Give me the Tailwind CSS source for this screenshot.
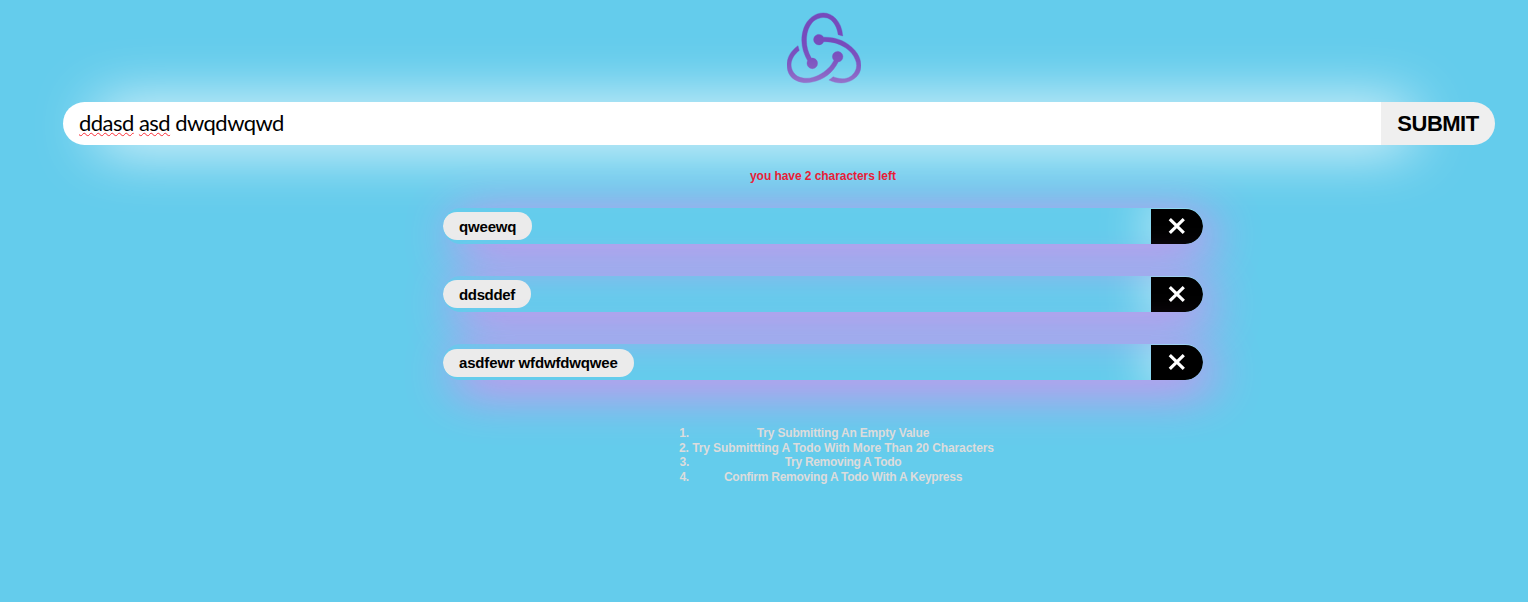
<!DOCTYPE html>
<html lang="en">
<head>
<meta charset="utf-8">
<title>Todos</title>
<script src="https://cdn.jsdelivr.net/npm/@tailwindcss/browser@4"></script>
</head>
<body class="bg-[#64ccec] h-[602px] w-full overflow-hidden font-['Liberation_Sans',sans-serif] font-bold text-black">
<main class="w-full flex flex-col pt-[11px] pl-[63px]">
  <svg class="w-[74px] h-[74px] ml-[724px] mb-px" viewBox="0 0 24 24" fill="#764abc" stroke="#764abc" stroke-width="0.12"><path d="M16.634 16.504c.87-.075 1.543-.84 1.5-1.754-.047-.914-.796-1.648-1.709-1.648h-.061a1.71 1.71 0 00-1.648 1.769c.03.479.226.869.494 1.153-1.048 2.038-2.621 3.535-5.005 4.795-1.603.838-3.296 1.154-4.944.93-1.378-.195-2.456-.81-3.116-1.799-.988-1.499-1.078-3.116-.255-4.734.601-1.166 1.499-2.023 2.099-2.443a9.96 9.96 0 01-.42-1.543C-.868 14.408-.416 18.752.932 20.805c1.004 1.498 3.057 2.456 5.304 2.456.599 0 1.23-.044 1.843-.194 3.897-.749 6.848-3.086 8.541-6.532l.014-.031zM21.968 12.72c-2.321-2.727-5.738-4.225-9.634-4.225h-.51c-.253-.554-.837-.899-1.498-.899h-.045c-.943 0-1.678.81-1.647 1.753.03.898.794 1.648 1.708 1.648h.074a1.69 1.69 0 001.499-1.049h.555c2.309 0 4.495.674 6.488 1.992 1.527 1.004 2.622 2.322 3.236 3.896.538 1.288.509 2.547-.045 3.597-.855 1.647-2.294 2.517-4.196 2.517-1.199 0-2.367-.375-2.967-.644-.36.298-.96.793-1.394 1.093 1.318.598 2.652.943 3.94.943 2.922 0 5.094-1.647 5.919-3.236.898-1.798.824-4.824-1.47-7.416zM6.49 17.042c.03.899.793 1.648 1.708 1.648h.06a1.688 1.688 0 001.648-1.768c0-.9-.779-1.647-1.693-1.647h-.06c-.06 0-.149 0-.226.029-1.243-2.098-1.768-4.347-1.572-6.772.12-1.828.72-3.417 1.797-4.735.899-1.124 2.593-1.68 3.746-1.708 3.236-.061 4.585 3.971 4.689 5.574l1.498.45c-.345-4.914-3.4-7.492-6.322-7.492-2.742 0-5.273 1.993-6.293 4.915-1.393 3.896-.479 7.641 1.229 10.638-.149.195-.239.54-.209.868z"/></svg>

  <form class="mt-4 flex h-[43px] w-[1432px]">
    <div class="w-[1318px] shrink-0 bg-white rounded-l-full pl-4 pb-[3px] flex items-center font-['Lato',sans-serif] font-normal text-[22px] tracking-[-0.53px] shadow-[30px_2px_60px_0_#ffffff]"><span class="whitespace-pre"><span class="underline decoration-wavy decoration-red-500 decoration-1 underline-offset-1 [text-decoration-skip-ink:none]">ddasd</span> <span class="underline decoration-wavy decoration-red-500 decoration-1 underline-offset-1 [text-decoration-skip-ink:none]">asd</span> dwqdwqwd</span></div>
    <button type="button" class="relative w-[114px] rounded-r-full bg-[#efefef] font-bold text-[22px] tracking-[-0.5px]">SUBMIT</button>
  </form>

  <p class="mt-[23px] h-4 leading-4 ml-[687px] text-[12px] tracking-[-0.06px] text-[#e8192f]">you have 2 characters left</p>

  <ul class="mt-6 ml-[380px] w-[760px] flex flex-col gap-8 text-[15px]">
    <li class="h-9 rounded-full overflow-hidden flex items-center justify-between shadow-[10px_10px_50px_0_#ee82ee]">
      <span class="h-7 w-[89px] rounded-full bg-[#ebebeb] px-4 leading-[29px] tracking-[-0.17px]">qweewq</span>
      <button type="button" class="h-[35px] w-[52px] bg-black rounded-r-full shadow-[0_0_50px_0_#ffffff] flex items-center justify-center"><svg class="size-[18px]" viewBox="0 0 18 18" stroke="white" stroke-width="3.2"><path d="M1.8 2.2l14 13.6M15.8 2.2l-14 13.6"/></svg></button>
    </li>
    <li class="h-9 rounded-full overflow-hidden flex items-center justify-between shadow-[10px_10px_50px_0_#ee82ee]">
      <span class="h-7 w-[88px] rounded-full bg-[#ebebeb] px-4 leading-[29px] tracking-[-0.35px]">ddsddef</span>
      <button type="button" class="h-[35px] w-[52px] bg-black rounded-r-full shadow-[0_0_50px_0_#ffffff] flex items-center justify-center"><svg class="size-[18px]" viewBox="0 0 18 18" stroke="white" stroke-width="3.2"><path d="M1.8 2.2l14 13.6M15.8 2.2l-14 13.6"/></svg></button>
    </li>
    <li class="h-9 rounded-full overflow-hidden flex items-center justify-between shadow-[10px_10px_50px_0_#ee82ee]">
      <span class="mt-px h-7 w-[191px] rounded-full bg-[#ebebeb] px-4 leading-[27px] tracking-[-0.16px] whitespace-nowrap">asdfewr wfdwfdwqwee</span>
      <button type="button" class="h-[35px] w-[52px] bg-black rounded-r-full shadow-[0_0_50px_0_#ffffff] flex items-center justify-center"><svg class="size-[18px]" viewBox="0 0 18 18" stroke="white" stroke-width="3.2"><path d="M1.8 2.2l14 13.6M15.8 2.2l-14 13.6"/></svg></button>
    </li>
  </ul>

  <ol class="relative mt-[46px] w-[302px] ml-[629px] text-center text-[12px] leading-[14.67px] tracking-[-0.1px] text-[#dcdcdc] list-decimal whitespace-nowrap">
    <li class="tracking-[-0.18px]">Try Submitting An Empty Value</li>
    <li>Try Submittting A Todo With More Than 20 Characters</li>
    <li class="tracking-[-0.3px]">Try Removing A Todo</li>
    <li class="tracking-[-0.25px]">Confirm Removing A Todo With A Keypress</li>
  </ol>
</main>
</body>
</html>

- _Task to complete_
Reproduce each line exactly, please, except for any pictures.

- _Reply_
Give me the Tailwind CSS source for this screenshot.
<!DOCTYPE html>
<html lang="en">
<head>
<meta charset="utf-8">
<title>Todos</title>
<script src="https://cdn.jsdelivr.net/npm/@tailwindcss/browser@4"></script>
</head>
<body class="bg-[#64ccec] h-[602px] w-full overflow-hidden font-['Liberation_Sans',sans-serif] font-bold text-black">
<main class="w-full flex flex-col pt-[11px] pl-[63px]">
  <svg class="w-[74px] h-[74px] ml-[724px] mb-px" viewBox="0 0 24 24" fill="#764abc" stroke="#764abc" stroke-width="0.12"><path d="M16.634 16.504c.87-.075 1.543-.84 1.5-1.754-.047-.914-.796-1.648-1.709-1.648h-.061a1.71 1.71 0 00-1.648 1.769c.03.479.226.869.494 1.153-1.048 2.038-2.621 3.535-5.005 4.795-1.603.838-3.296 1.154-4.944.93-1.378-.195-2.456-.81-3.116-1.799-.988-1.499-1.078-3.116-.255-4.734.601-1.166 1.499-2.023 2.099-2.443a9.96 9.96 0 01-.42-1.543C-.868 14.408-.416 18.752.932 20.805c1.004 1.498 3.057 2.456 5.304 2.456.599 0 1.23-.044 1.843-.194 3.897-.749 6.848-3.086 8.541-6.532l.014-.031zM21.968 12.72c-2.321-2.727-5.738-4.225-9.634-4.225h-.51c-.253-.554-.837-.899-1.498-.899h-.045c-.943 0-1.678.81-1.647 1.753.03.898.794 1.648 1.708 1.648h.074a1.69 1.69 0 001.499-1.049h.555c2.309 0 4.495.674 6.488 1.992 1.527 1.004 2.622 2.322 3.236 3.896.538 1.288.509 2.547-.045 3.597-.855 1.647-2.294 2.517-4.196 2.517-1.199 0-2.367-.375-2.967-.644-.36.298-.96.793-1.394 1.093 1.318.598 2.652.943 3.94.943 2.922 0 5.094-1.647 5.919-3.236.898-1.798.824-4.824-1.47-7.416zM6.49 17.042c.03.899.793 1.648 1.708 1.648h.06a1.688 1.688 0 001.648-1.768c0-.9-.779-1.647-1.693-1.647h-.06c-.06 0-.149 0-.226.029-1.243-2.098-1.768-4.347-1.572-6.772.12-1.828.72-3.417 1.797-4.735.899-1.124 2.593-1.68 3.746-1.708 3.236-.061 4.585 3.971 4.689 5.574l1.498.45c-.345-4.914-3.4-7.492-6.322-7.492-2.742 0-5.273 1.993-6.293 4.915-1.393 3.896-.479 7.641 1.229 10.638-.149.195-.239.54-.209.868z"/></svg>

  <form class="mt-4 flex h-[43px] w-[1432px]">
    <div class="w-[1318px] shrink-0 bg-white rounded-l-full pl-4 pb-[3px] flex items-center font-['Lato',sans-serif] font-normal text-[22px] tracking-[-0.53px] shadow-[30px_2px_60px_0_#ffffff]"><span class="whitespace-pre"><span class="underline decoration-wavy decoration-red-500 decoration-1 underline-offset-1 [text-decoration-skip-ink:none]">ddasd</span> <span class="underline decoration-wavy decoration-red-500 decoration-1 underline-offset-1 [text-decoration-skip-ink:none]">asd</span> dwqdwqwd</span></div>
    <button type="button" class="relative w-[114px] rounded-r-full bg-[#efefef] font-bold text-[22px] tracking-[-0.5px]">SUBMIT</button>
  </form>

  <p class="mt-[23px] h-4 leading-4 ml-[687px] text-[12px] tracking-[-0.06px] text-[#e8192f]">you have 2 characters left</p>

  <ul class="mt-6 ml-[380px] w-[760px] flex flex-col gap-8 text-[15px]">
    <li class="h-9 rounded-full overflow-hidden flex items-center justify-between shadow-[10px_10px_50px_0_#ee82ee]">
      <span class="h-7 w-[89px] rounded-full bg-[#ebebeb] px-4 leading-[29px] tracking-[-0.17px]">qweewq</span>
      <button type="button" class="h-[35px] w-[52px] bg-black rounded-r-full shadow-[0_0_50px_0_#ffffff] flex items-center justify-center"><svg class="size-[18px]" viewBox="0 0 18 18" stroke="white" stroke-width="3.2"><path d="M1.8 2.2l14 13.6M15.8 2.2l-14 13.6"/></svg></button>
    </li>
    <li class="h-9 rounded-full overflow-hidden flex items-center justify-between shadow-[10px_10px_50px_0_#ee82ee]">
      <span class="h-7 w-[88px] rounded-full bg-[#ebebeb] px-4 leading-[29px] tracking-[-0.35px]">ddsddef</span>
      <button type="button" class="h-[35px] w-[52px] bg-black rounded-r-full shadow-[0_0_50px_0_#ffffff] flex items-center justify-center"><svg class="size-[18px]" viewBox="0 0 18 18" stroke="white" stroke-width="3.2"><path d="M1.8 2.2l14 13.6M15.8 2.2l-14 13.6"/></svg></button>
    </li>
    <li class="h-9 rounded-full overflow-hidden flex items-center justify-between shadow-[10px_10px_50px_0_#ee82ee]">
      <span class="mt-px h-7 w-[191px] rounded-full bg-[#ebebeb] px-4 leading-[27px] tracking-[-0.16px] whitespace-nowrap">asdfewr wfdwfdwqwee</span>
      <button type="button" class="h-[35px] w-[52px] bg-black rounded-r-full shadow-[0_0_50px_0_#ffffff] flex items-center justify-center"><svg class="size-[18px]" viewBox="0 0 18 18" stroke="white" stroke-width="3.2"><path d="M1.8 2.2l14 13.6M15.8 2.2l-14 13.6"/></svg></button>
    </li>
  </ul>

  <ol class="relative mt-[46px] w-[302px] ml-[629px] text-center text-[12px] leading-[14.67px] tracking-[-0.1px] text-[#dcdcdc] list-decimal whitespace-nowrap">
    <li class="tracking-[-0.18px]">Try Submitting An Empty Value</li>
    <li>Try Submittting A Todo With More Than 20 Characters</li>
    <li class="tracking-[-0.3px]">Try Removing A Todo</li>
    <li class="tracking-[-0.25px]">Confirm Removing A Todo With A Keypress</li>
  </ol>
</main>
</body>
</html>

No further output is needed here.